▸ **Challenge**: Say how many lines contain the word "React". Only the number should be given.

▸ **Recorded data**:
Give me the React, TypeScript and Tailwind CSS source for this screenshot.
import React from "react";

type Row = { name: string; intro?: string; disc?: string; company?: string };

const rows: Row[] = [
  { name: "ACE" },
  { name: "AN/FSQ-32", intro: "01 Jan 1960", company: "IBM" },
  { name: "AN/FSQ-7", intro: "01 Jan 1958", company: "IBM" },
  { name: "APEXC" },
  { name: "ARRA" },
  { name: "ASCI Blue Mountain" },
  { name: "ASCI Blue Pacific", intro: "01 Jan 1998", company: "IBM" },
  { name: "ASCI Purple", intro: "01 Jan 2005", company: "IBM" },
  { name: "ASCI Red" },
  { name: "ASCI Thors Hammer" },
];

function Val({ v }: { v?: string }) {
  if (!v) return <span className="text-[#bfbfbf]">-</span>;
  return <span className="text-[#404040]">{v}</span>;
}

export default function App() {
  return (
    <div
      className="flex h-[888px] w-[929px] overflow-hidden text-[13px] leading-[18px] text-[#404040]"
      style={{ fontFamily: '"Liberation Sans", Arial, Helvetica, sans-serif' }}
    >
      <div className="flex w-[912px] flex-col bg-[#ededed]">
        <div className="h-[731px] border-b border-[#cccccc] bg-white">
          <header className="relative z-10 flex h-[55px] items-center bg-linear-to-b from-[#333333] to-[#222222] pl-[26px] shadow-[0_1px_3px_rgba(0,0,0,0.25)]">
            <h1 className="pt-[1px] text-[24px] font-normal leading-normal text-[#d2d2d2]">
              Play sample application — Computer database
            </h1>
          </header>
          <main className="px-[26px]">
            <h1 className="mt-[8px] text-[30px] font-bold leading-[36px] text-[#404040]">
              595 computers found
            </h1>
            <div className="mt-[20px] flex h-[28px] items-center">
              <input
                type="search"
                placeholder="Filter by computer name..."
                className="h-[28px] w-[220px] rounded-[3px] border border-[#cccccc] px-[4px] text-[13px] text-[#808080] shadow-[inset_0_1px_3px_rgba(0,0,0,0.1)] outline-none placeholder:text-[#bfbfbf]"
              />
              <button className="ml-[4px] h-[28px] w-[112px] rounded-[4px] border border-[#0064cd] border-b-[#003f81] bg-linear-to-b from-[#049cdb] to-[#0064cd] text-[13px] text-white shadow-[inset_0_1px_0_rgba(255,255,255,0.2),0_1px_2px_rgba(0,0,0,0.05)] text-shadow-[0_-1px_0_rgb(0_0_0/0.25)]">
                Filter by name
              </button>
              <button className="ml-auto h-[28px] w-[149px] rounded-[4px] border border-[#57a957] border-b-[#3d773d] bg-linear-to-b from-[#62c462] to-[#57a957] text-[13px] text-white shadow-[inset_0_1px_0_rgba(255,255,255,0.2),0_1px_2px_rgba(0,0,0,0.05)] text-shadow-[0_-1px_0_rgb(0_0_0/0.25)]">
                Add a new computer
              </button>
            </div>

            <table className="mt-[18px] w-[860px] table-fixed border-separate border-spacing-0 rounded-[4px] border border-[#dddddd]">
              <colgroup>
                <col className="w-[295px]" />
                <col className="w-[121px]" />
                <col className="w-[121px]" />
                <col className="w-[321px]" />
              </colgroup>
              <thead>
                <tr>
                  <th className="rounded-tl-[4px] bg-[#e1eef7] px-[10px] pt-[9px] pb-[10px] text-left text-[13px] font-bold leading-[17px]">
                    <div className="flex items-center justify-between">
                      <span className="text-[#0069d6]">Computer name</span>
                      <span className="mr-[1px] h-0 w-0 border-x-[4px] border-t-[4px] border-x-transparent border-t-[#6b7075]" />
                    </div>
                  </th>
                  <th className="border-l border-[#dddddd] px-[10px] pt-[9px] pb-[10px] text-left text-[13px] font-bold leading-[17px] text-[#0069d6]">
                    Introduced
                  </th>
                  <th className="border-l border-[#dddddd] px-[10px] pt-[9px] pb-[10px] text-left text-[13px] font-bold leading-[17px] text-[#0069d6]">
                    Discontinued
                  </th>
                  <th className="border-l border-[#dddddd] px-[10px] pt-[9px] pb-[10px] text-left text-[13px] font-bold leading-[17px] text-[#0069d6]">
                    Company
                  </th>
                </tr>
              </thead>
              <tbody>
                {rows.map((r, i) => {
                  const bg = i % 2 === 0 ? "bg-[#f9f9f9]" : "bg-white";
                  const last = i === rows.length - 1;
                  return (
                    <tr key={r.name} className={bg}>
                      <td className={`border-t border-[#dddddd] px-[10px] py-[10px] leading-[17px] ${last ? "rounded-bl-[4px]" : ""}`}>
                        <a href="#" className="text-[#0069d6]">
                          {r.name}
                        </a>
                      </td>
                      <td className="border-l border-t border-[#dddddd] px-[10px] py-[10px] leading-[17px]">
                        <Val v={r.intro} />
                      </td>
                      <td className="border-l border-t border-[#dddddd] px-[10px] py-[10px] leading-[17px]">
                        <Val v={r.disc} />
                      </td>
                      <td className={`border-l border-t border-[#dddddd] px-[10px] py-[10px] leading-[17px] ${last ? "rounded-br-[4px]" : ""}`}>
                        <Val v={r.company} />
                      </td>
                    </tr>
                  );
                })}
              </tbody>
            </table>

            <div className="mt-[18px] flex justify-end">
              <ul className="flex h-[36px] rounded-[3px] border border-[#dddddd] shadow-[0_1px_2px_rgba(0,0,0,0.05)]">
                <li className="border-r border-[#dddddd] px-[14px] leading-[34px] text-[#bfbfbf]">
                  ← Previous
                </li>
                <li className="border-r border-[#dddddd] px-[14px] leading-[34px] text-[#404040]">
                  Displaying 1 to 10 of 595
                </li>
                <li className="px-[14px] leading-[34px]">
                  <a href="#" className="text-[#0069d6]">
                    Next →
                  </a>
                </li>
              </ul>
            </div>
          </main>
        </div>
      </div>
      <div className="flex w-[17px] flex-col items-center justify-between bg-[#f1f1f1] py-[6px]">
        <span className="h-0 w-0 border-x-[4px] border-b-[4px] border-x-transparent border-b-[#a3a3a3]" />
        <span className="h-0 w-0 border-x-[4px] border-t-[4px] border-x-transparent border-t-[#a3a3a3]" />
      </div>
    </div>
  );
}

▸ **Reply to the exercise**: 2